Miller: I saw one ad that states, “Consider your man card reissued.”

Barnhart: Yes, that’s a pretty notorious ad now, that came up after the Newtown [Sandy Hook] shooting. So yeah, we do see some masculine themes. We see a lot of imagery and ads directed towards men that are intended to be aspirational, in the sense that it shows professionals using those types of weapons. So [there’s] a lot of military imagery or law enforcement imagery which the intent, we believe, is to inspire men who are not in those professions to buy those types of guns, to feel like they have a kinship with that professional type of use.

Miller: And be like a macho man, be like a warrior, be like a police officer or an infantryman?

Barnhart: Exactly. Yeah. And it’s interesting because the other thing that you see heralded about these types of guns, among the communities who really like them, is their customizability and their kind of ease of use. And so almost the message is you can use the gun that the professionals use and you don’t have to be a professional. They’re easy enough to use that you don’t have to have all of the training and stuff that you would have if you went through a military program.

Miller: What about marketing that is explicitly directed towards women?

Huff: So we actually have a study that we’re just wrapping up right now that explicitly looks at how armed women are depicted in ads and the ways that advertising can try to appeal to women gun owners.
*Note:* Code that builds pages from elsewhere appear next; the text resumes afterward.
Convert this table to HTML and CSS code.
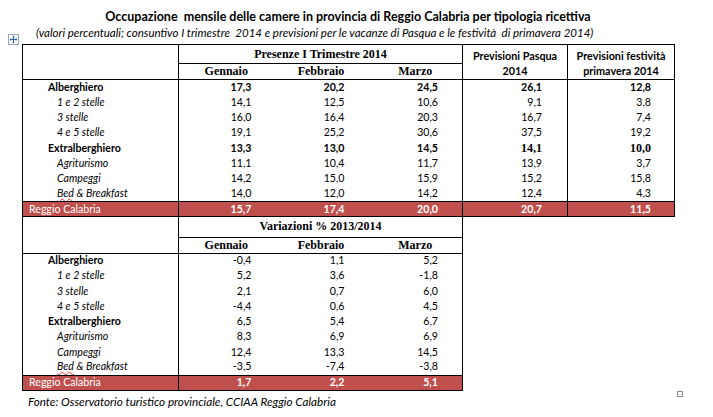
FILE: index.html
```html
<!DOCTYPE html>
<html lang="it">
<head>
<meta charset="utf-8">
<title>Occupazione mensile delle camere</title>
<link rel="stylesheet" href="styles.css">
</head>
<body>
<div class="page">
  <h1 class="title">Occupazione&nbsp; mensile delle camere in provincia di Reggio Calabria per tipologia ricettiva</h1>
  <p class="subtitle">(valori percentuali; consuntivo I trimestre&nbsp; 2014 e previsioni per le vacanze di Pasqua e le festività&nbsp; di primavera 2014)</p>
  <div class="tables">
    <span class="handle"><svg viewBox="0 0 11 11" width="11" height="11"><rect x="0.5" y="0.5" width="10" height="10" fill="#fff" stroke="#9aa6c0"/><path d="M5.5 2v7M2 5.5h7" stroke="#2f5fa8" stroke-width="1"/><path d="M5.5 1.6l-1.4 1.6h2.8zM5.5 9.4l-1.4-1.6h2.8zM1.6 5.5l1.6-1.4v2.8zM9.4 5.5l-1.6-1.4v2.8z" fill="#2f5fa8"/></svg></span>
    <table class="grid top">
      <colgroup><col class="c-lab"><col class="c-m1"><col class="c-m2"><col class="c-m3"><col class="c-p"><col class="c-f"></colgroup>
      <thead>
        <tr class="h1">
          <th rowspan="2" class="lab-h"></th>
          <th colspan="3" class="serif-h group">Presenze I Trimestre 2014</th>
          <th rowspan="2" class="sans-h vb">Previsioni Pasqua<br>2014</th>
          <th rowspan="2" class="sans-h vb">Previsioni festività<br>primavera 2014</th>
        </tr>
        <tr class="h2">
          <th class="serif-h">Gennaio</th>
          <th class="serif-h">Febbraio</th>
          <th class="serif-h">Marzo</th>
        </tr>
      </thead>
      <tbody>
        <tr class="b"><td class="lab cat">Alberghiero</td><td class="n g">17,3</td><td class="n">20,2</td><td class="n">24,5</td><td class="n vb">26,1</td><td class="n vb f">12,8</td></tr>
        <tr><td class="lab sub">1 e 2 stelle</td><td class="n g">14,1</td><td class="n">12,5</td><td class="n">10,6</td><td class="n vb">9,1</td><td class="n vb f">3,8</td></tr>
        <tr><td class="lab sub">3 stelle</td><td class="n g">16,0</td><td class="n">16,4</td><td class="n">20,3</td><td class="n vb">16,7</td><td class="n vb f">7,4</td></tr>
        <tr><td class="lab sub">4 e 5 stelle</td><td class="n g">19,1</td><td class="n">25,2</td><td class="n">30,6</td><td class="n vb">37,5</td><td class="n vb f">19,2</td></tr>
        <tr class="b"><td class="lab cat">Extralberghiero</td><td class="n g">13,3</td><td class="n">13,0</td><td class="n">14,5</td><td class="n vb serif">14,1</td><td class="n vb f serif">10,0</td></tr>
        <tr><td class="lab sub">Agriturismo</td><td class="n g">11,1</td><td class="n">10,4</td><td class="n">11,7</td><td class="n vb">13,9</td><td class="n vb f">3,7</td></tr>
        <tr><td class="lab sub">Campeggi</td><td class="n g">14,2</td><td class="n">15,0</td><td class="n">15,9</td><td class="n vb">15,2</td><td class="n vb f">15,8</td></tr>
        <tr class="last"><td class="lab sub"><span class="spell">Bed</span> &amp; Breakfast</td><td class="n g">14,0</td><td class="n">12,0</td><td class="n">14,2</td><td class="n vb">12,4</td><td class="n vb f">4,3</td></tr>
        <tr class="total"><td class="lab tot">Reggio Calabria</td><td class="n g">15,7</td><td class="n">17,4</td><td class="n">20,0</td><td class="n vb">20,7</td><td class="n vb f">11,5</td></tr>
      </tbody>
    </table>
    <table class="grid bottom">
      <colgroup><col class="c-lab"><col class="c-m1"><col class="c-m2"><col class="c-m3"></colgroup>
      <thead>
        <tr class="h1b">
          <th rowspan="2" class="lab-h"></th>
          <th colspan="3" class="serif-h group">Variazioni % 2013/2014</th>
        </tr>
        <tr class="h2b">
          <th class="serif-h">Gennaio</th>
          <th class="serif-h">Febbraio</th>
          <th class="serif-h">Marzo</th>
        </tr>
      </thead>
      <tbody>
        <tr><td class="lab cat">Alberghiero</td><td class="n g">-0,4</td><td class="n">1,1</td><td class="n">5,2</td></tr>
        <tr><td class="lab sub">1 e 2 stelle</td><td class="n g">5,2</td><td class="n">3,6</td><td class="n">-1,8</td></tr>
        <tr><td class="lab sub">3 stelle</td><td class="n g">2,1</td><td class="n">0,7</td><td class="n">6,0</td></tr>
        <tr><td class="lab sub">4 e 5 stelle</td><td class="n g">-4,4</td><td class="n">0,6</td><td class="n">4,5</td></tr>
        <tr><td class="lab cat">Extralberghiero</td><td class="n g">6,5</td><td class="n">5,4</td><td class="n">6,7</td></tr>
        <tr><td class="lab sub">Agriturismo</td><td class="n g">8,3</td><td class="n">6,9</td><td class="n">6,9</td></tr>
        <tr><td class="lab sub">Campeggi</td><td class="n g">12,4</td><td class="n">13,3</td><td class="n">14,5</td></tr>
        <tr class="last"><td class="lab sub"><span class="spell">Bed</span> &amp; Breakfast</td><td class="n g">-3,5</td><td class="n">-7,4</td><td class="n">-3,8</td></tr>
        <tr class="total"><td class="lab tot">Reggio Calabria</td><td class="n g">1,7</td><td class="n">2,2</td><td class="n">5,1</td></tr>
      </tbody>
    </table>
    <span class="corner"></span>
  </div>
  <p class="source">Fonte: Osservatorio turistico provinciale, CCIAA Reggio Calabria</p>
</div>
</body>
</html>
```
FILE: styles.css
```css
* { box-sizing: border-box; }
html, body { margin: 0; padding: 0; background: #fff; }
body {
  font-family: "Lato", "Liberation Sans", sans-serif;
  color: #000;
  width: 713px;
  height: 417px;
  overflow: hidden;
}
.page { position: relative; }

.title {
  margin: 9px 0 0 22px;
  width: 652px;
  text-align: center;
  font-size: 12.5px;
  font-weight: 700;
  line-height: 15px;
  white-space: pre;
}
.subtitle {
  margin: 1px 0 0 36px;
  font-size: 11.5px;
  font-style: italic;
  line-height: 15px;
  white-space: nowrap;
}

.tables { position: relative; margin: 4px 0 0 22px; }

.handle {
  position: absolute;
  left: -14px;
  top: -10px;
  width: 11px;
  height: 11px;
  line-height: 0;
}
.corner {
  position: absolute;
  left: 655px;
  top: 347px;
  width: 6px;
  height: 6px;
  border: 1px solid #8a8a8a;
  background: #fff;
}

.grid {
  border-collapse: collapse;
  table-layout: fixed;
  font-size: 10.6px;
}
.grid.top { width: 652px; border: 1px solid #000; }
.grid.bottom { width: 440px; border: 1px solid #000; border-top: 0; }

.c-lab { width: 156px; }
.c-m1 { width: 95px; }
.c-m2 { width: 95px; }
.c-m3 { width: 94px; }
.c-p { width: 105px; }
.c-f { width: 107px; }

th, td { padding: 0; white-space: nowrap; overflow: hidden; }

.lab-h { border-right: 1px solid #000; border-bottom: 1px solid #000; }
.serif-h {
  font-family: "Liberation Serif", "Times New Roman", serif;
  font-weight: 700;
  font-size: 12px;
  text-align: center;
  border-bottom: 1px solid #000;
}
.group { border-bottom: 1px solid #000; }
.sans-h {
  font-weight: 700;
  font-size: 10.8px;
  line-height: 15px;
  text-align: center;
  vertical-align: middle;
  border-bottom: 1px solid #000;
  padding-top: 1px;
}
.vb { border-left: 1px solid #000; }

.h1 { height: 19px; }
.h2 { height: 16px; }
.h1b { height: 20px; }
.h2b { height: 16px; }

tbody tr { height: 15.25px; }
tbody td { line-height: 13px; }

.lab { border-right: 1px solid #000; }
.cat { font-weight: 700; padding-left: 25px; }
.sub { font-style: italic; padding-left: 34px; }
.tot { padding-left: 6px; }

.n { text-align: right; padding-right: 24px; }
.n.g { padding-right: 22px; }
.n.vb { padding-right: 25px; }
.n.f { padding-right: 23px; }
.b .n { font-weight: 700; }
.serif {
  font-family: "Liberation Serif", "Times New Roman", serif;
  font-size: 12px;
}

.last td { padding-bottom: 1px; }

.total { height: 15px; }
.total td {
  background: #c0504d;
  color: #fff;
  border-top: 1px solid #000;
  border-bottom: 1px solid #000;
}
.total .n { font-weight: 700; }

.spell {
  text-decoration: underline wavy #e03030;
  text-decoration-thickness: 1px;
  text-underline-offset: 1px;
}

.source {
  margin: 3px 0 0 28px;
  font-size: 11.7px;
  font-style: italic;
  line-height: 15px;
}
```
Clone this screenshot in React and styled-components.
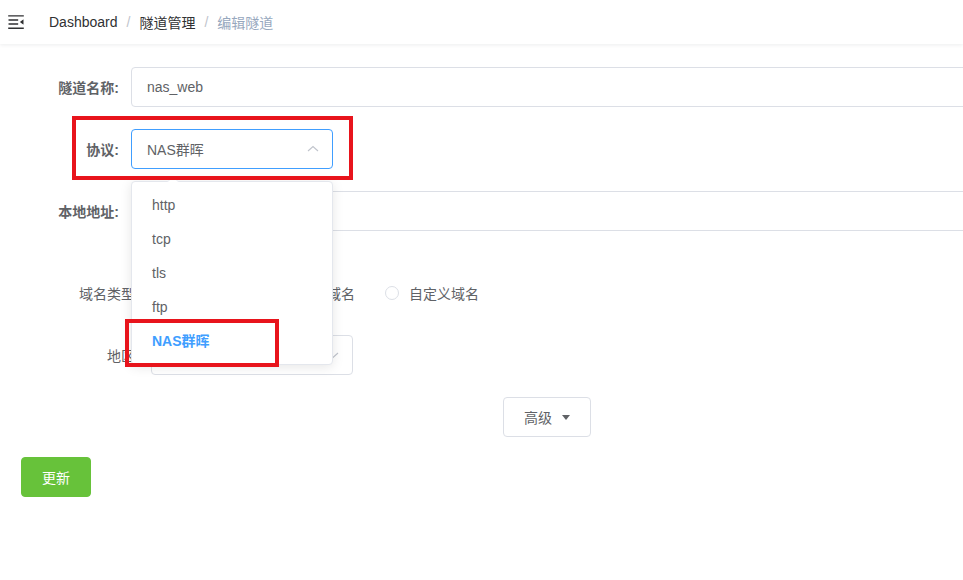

And what we’ve found is that just in the last, probably five years, there’s been a shift from the ads conveying ideas of women’s empowerment and these emotional benefits for women who might wanna carry a gun or keep a handgun for self-defense. These ads for women are predominantly handgun ads.

And we’ve seen the shift away from an emotional kind of benefit to women to a much more practical benefit, a much more serious pragmatic benefit to owning a handgun. We see the ads depicting women training at gun ranges, wearing eye and ear protection. The ads often now depict women not smiling. They’re really focused and very serious. And what we think these ads are doing is really communicating to prospective and current women gun owners that they can be very capable proficient gun owners and able to use guns effectively and safely in a defensive situation.

Miller: Michelle Barnhart and Aimee Huff, thanks very much.

Huff: Thank you, Dave.

Barnhart: Thanks, Dave.

Miller: Aimee Huff and Michelle Barnhart are associate professors of marketing at Oregon State University’s College of Business.